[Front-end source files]
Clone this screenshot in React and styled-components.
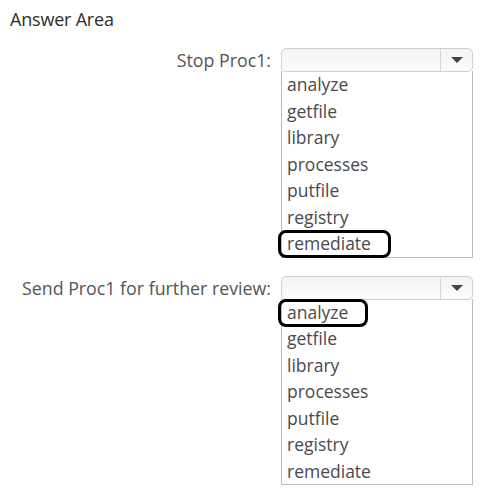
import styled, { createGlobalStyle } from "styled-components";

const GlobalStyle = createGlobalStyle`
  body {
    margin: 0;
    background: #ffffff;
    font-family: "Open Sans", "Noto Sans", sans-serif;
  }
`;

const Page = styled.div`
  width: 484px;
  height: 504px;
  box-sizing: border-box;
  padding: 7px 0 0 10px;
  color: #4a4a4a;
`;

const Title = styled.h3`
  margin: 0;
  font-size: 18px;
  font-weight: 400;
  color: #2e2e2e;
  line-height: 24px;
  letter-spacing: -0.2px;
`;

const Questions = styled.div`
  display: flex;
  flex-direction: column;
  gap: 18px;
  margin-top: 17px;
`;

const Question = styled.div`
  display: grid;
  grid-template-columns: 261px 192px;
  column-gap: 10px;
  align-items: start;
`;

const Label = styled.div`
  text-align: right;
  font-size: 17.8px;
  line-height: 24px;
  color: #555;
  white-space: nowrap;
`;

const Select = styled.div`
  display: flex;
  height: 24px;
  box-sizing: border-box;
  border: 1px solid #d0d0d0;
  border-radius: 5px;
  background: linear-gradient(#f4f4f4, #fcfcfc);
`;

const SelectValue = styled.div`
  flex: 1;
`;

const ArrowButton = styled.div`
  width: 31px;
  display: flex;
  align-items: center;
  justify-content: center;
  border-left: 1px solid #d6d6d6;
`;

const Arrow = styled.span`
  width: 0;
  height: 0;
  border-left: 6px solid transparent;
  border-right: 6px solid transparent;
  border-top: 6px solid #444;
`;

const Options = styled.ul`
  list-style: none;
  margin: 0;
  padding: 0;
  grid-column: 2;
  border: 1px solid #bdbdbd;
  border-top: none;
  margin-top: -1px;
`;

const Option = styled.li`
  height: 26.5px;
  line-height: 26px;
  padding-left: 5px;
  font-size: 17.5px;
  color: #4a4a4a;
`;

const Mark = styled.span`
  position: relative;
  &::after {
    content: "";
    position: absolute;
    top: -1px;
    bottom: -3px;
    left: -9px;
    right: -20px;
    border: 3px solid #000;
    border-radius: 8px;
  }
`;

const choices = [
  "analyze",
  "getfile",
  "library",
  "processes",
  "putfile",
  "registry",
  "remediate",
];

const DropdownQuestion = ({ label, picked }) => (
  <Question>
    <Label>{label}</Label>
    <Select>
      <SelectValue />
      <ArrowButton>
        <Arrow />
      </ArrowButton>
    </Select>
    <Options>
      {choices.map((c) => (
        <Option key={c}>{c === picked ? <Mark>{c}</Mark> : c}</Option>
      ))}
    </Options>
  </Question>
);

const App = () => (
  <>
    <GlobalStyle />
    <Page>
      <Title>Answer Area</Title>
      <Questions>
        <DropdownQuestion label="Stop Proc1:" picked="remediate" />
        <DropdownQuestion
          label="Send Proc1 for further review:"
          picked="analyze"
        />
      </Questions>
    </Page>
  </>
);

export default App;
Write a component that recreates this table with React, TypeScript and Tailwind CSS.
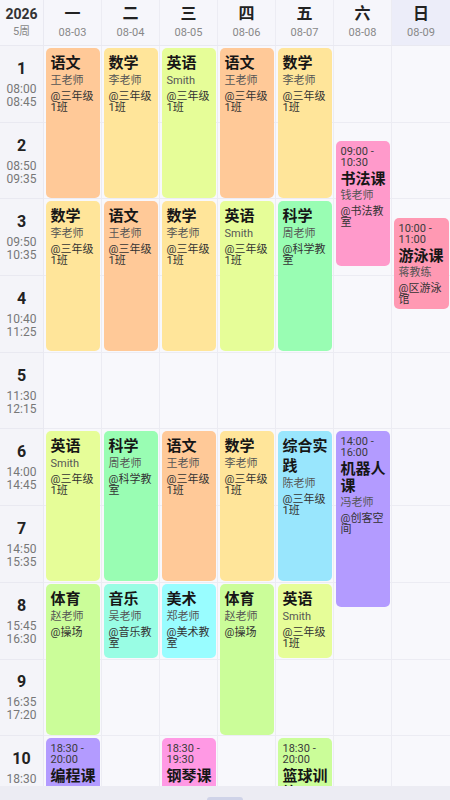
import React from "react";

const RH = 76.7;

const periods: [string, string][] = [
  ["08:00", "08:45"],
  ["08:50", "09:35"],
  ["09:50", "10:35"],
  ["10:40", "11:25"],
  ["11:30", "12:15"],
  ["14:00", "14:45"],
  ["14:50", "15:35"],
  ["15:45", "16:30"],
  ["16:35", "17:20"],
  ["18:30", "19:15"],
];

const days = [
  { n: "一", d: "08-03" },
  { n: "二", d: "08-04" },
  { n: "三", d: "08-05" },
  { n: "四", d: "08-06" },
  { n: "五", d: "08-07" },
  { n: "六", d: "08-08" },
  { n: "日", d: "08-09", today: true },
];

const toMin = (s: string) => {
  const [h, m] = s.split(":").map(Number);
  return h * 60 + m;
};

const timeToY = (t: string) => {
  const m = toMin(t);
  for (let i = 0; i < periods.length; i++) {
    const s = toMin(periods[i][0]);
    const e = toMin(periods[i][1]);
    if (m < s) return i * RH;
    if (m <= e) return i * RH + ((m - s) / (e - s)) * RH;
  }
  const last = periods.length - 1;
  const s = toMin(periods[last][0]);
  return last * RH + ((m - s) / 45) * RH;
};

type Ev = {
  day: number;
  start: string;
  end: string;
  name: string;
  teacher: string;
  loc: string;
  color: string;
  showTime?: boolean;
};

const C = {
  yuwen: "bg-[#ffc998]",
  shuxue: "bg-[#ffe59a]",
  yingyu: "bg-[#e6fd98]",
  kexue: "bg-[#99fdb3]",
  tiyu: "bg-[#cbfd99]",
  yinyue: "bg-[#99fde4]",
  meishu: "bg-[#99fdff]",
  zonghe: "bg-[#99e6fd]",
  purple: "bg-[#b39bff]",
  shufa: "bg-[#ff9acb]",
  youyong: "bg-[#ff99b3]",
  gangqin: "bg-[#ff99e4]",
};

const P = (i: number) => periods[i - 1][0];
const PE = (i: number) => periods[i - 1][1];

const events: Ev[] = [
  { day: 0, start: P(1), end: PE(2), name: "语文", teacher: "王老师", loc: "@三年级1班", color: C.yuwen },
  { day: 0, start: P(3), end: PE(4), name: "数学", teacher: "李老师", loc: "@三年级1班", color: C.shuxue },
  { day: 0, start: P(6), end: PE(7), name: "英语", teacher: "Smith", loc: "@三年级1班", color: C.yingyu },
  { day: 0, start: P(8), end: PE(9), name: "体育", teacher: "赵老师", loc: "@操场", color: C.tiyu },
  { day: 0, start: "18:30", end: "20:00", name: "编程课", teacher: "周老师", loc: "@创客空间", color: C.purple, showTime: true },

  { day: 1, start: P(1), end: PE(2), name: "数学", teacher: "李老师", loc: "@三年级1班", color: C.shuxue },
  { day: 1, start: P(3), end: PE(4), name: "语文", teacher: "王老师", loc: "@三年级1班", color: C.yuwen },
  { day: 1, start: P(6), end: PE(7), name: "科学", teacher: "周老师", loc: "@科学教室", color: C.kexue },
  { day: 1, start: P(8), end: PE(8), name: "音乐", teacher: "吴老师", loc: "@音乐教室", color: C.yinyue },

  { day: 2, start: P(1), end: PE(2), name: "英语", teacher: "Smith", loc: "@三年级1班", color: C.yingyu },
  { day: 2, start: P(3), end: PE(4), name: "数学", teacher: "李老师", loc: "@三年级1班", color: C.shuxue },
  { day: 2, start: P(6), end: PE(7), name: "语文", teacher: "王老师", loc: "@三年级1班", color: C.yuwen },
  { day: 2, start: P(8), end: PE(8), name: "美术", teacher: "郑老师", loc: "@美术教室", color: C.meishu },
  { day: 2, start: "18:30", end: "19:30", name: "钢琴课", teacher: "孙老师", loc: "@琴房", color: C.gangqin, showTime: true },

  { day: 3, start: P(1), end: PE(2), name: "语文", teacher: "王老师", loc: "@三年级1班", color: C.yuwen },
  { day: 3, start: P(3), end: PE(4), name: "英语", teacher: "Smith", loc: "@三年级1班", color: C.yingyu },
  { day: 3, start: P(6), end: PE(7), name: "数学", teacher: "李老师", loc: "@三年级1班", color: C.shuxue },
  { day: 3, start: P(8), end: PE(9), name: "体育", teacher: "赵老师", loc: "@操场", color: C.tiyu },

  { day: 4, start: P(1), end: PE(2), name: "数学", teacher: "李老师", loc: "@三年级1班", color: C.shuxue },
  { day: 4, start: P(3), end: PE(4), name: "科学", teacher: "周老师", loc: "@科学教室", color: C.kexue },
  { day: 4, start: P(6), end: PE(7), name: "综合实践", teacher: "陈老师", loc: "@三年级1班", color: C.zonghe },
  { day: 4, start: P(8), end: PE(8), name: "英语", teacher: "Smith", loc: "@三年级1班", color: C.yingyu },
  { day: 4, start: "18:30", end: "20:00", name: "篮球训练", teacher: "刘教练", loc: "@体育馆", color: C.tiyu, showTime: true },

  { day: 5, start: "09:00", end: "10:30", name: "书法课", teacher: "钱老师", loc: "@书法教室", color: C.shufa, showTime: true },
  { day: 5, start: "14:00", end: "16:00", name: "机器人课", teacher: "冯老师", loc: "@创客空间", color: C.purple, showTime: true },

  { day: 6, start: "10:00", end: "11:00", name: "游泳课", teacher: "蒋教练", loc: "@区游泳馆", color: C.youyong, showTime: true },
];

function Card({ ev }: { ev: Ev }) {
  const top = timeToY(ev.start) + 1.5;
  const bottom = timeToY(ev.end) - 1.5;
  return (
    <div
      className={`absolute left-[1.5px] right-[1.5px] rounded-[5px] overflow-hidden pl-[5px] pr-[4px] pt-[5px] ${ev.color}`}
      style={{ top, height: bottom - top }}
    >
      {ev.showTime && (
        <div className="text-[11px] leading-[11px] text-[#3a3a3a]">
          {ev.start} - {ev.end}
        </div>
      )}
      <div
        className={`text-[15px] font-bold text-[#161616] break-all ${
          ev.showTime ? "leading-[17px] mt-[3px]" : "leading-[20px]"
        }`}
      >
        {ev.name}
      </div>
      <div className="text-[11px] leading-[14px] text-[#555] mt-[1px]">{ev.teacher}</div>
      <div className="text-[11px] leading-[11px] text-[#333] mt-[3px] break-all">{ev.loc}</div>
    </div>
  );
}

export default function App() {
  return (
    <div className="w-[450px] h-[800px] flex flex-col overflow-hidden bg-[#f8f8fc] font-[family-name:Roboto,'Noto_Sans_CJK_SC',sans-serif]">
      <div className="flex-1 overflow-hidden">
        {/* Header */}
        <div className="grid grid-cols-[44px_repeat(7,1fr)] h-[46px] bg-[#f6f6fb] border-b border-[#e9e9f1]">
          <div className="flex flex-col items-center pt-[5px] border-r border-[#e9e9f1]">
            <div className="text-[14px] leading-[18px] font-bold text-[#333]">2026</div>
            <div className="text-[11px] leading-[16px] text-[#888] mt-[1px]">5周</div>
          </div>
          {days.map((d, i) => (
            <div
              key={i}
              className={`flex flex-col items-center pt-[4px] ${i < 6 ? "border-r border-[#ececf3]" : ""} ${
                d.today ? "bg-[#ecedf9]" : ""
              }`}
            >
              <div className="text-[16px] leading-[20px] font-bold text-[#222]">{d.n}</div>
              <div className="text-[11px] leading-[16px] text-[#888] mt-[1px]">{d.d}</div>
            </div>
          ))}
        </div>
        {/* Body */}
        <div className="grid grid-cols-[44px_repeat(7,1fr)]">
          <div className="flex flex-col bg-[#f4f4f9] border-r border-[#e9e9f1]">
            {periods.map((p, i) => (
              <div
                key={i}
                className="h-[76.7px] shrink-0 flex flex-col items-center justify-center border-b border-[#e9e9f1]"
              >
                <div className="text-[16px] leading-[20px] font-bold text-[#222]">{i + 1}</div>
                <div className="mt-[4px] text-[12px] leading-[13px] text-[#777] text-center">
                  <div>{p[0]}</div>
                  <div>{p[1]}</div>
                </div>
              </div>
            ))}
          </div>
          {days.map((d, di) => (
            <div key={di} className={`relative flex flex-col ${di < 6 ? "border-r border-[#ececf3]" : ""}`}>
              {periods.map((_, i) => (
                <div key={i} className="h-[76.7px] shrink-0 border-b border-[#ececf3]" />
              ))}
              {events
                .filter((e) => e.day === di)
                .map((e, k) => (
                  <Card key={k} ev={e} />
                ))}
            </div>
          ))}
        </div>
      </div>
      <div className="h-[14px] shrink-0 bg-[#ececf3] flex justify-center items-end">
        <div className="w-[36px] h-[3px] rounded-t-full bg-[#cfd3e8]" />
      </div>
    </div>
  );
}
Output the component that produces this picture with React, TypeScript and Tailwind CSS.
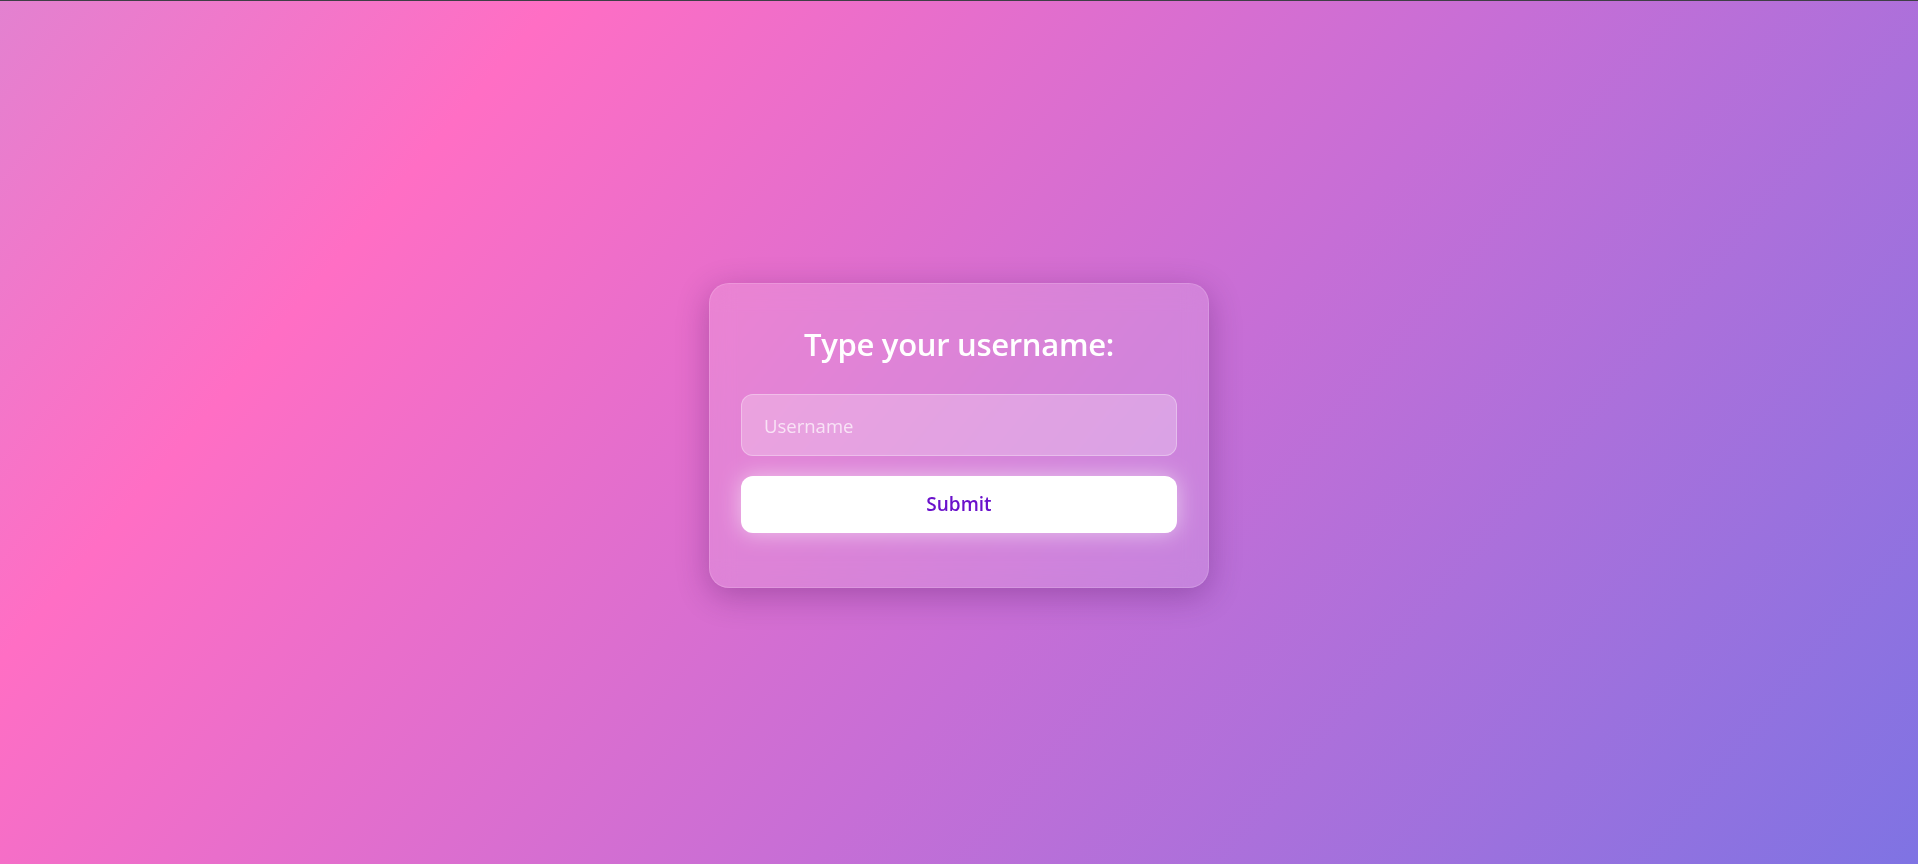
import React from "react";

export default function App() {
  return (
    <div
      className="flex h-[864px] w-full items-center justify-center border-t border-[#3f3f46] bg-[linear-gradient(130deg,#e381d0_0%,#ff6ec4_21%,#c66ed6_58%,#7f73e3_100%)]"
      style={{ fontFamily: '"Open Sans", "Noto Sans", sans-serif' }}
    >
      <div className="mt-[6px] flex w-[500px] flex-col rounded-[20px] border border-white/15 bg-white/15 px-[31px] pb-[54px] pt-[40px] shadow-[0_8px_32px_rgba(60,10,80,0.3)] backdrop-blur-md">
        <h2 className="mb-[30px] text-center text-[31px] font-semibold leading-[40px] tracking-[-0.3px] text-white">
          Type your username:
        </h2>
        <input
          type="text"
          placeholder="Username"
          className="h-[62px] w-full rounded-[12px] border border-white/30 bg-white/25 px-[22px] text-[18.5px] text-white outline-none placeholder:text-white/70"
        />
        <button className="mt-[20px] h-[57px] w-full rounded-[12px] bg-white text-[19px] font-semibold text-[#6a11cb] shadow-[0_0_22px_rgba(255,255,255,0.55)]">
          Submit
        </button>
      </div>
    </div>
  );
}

### WHAT TO PRODUCE
All lines of the data above that include the word "this" must be shown.

### RIGHT ANSWER
Clone this screenshot in React and styled-components.
Write a component that recreates this table with React, TypeScript and Tailwind CSS.
Output the component that produces this picture with React, TypeScript and Tailwind CSS.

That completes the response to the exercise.